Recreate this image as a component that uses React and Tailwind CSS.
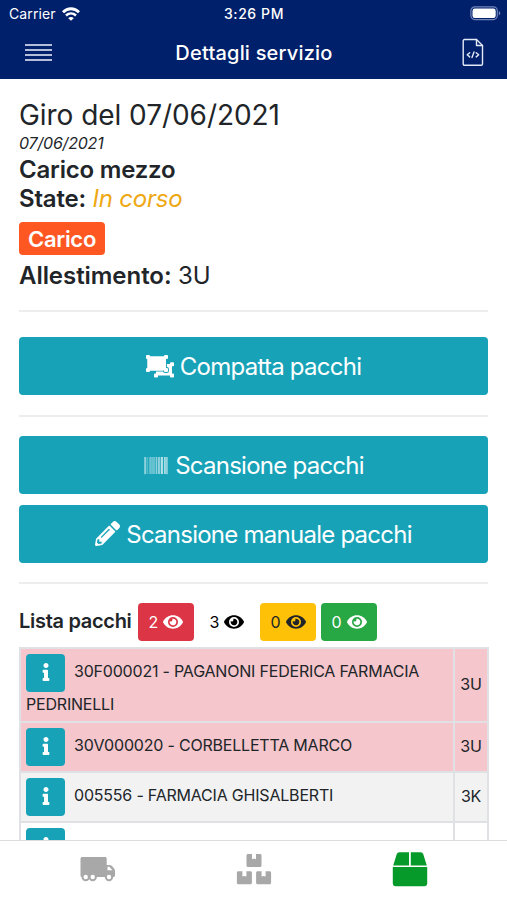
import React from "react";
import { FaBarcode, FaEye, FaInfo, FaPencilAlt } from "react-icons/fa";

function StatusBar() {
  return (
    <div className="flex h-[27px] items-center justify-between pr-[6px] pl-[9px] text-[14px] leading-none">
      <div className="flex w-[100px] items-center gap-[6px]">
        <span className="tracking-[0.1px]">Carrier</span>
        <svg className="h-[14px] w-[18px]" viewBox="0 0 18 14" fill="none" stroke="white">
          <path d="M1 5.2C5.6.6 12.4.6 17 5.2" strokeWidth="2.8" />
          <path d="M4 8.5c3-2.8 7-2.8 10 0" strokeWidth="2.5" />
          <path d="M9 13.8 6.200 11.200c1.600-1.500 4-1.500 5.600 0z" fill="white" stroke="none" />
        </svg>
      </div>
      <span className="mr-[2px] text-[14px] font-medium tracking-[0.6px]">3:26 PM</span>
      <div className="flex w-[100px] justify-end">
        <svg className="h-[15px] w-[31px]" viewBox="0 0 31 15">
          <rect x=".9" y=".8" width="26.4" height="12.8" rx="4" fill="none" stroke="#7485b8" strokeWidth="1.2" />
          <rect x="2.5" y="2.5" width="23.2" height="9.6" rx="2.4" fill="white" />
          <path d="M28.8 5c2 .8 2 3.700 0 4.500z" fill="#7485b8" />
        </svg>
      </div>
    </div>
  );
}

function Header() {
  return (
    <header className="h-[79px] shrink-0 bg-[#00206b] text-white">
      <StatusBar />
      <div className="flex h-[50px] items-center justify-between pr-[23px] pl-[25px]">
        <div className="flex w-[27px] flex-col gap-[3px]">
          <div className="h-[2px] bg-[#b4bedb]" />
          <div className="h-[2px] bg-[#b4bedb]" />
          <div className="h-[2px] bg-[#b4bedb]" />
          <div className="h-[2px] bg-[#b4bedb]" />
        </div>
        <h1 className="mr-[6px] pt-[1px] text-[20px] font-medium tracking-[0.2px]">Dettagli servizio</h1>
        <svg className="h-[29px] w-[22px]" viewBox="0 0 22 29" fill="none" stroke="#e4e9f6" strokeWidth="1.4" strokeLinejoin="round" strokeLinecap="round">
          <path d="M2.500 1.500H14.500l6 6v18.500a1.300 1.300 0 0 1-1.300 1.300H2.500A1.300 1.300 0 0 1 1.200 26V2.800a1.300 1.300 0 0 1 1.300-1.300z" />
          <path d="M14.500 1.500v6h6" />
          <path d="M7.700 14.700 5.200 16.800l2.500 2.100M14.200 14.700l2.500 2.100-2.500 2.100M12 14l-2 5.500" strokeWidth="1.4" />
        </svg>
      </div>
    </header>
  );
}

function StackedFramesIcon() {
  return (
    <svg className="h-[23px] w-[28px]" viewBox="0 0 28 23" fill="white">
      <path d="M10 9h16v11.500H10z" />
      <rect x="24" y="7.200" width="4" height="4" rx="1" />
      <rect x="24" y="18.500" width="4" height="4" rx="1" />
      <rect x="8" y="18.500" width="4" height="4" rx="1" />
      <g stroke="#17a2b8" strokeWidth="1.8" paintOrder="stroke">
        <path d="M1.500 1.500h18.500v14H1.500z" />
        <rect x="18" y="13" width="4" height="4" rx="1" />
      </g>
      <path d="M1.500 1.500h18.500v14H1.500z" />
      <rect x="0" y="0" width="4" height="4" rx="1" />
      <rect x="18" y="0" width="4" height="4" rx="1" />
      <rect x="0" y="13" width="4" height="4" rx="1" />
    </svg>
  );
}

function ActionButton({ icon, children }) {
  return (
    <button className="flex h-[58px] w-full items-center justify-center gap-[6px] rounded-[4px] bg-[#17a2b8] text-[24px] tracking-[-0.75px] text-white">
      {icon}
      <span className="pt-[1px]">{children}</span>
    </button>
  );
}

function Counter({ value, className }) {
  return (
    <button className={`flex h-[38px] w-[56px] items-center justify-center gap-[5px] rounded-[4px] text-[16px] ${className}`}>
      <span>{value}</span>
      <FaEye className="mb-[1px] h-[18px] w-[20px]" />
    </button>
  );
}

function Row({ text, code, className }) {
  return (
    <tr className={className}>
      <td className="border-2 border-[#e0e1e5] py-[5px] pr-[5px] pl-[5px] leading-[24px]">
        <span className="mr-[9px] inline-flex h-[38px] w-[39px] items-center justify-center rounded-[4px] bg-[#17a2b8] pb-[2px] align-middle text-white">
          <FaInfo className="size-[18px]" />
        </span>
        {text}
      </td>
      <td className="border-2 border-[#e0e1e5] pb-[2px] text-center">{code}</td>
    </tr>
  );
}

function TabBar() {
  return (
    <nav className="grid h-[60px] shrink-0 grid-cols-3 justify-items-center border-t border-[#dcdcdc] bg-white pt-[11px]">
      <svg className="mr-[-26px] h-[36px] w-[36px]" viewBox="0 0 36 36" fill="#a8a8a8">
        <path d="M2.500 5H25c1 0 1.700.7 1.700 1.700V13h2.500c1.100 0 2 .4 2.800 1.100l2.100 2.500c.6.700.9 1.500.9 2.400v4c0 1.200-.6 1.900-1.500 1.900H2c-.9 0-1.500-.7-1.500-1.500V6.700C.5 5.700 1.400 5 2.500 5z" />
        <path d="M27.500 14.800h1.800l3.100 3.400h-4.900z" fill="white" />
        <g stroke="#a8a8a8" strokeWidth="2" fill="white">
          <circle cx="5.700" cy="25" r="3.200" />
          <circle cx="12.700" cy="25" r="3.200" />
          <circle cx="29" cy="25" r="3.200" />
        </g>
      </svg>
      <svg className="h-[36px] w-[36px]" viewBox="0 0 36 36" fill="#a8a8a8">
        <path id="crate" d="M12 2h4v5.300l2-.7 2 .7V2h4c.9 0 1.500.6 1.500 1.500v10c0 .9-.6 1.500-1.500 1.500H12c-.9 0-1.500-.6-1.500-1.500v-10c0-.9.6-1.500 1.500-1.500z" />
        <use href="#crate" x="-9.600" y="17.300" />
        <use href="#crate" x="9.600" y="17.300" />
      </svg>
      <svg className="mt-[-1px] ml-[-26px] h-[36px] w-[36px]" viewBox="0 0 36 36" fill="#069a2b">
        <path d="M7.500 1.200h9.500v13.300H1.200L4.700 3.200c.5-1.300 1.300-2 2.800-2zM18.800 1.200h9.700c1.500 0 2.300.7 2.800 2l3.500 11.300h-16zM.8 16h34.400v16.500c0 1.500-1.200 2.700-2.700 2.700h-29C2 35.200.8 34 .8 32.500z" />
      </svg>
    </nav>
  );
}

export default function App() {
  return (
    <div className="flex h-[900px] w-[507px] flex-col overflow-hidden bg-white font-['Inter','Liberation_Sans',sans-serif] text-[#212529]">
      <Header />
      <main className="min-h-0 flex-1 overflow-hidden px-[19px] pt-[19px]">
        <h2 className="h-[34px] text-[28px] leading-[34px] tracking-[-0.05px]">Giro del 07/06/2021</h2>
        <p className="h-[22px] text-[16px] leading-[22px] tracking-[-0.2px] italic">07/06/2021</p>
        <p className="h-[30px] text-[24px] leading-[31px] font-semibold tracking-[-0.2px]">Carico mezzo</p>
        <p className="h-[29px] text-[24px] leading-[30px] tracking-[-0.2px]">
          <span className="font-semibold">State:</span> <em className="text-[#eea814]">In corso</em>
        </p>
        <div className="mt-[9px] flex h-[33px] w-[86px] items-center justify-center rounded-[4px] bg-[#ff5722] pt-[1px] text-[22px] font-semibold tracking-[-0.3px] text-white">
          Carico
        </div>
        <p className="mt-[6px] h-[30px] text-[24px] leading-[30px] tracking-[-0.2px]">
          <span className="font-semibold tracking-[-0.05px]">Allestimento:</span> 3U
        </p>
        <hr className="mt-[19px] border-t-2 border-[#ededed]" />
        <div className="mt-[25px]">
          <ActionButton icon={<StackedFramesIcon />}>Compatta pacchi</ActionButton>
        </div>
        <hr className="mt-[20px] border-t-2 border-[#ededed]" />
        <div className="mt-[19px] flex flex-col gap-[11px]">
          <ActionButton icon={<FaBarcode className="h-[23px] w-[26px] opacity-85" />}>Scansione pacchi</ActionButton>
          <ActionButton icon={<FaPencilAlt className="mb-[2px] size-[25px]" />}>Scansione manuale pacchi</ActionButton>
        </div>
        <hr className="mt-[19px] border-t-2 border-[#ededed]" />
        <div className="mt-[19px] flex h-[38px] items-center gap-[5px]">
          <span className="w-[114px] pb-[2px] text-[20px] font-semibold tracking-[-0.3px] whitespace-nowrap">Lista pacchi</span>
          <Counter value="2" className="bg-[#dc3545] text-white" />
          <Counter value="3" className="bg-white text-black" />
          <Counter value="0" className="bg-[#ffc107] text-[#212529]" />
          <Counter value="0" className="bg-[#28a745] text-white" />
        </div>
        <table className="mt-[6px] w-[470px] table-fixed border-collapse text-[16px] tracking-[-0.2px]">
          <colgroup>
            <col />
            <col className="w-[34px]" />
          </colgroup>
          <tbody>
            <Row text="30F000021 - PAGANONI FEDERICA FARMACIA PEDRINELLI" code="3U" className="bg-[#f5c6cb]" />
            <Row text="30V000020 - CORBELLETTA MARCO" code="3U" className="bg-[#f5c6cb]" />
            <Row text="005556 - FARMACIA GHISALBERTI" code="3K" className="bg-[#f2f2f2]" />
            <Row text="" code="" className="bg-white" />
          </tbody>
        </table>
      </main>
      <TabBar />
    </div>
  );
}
# # #
### [Requirements]
Reproduce the data above word for word from its first line through the line that holds "FaEye, FaInfo, FaPencilAlt", both ends included; skip pictures.

### [Reply to the exercise]
Recreate this image as a component that uses React and Tailwind CSS.
import React from "react";
import { FaBarcode, FaEye, FaInfo, FaPencilAlt } from "react-icons/fa";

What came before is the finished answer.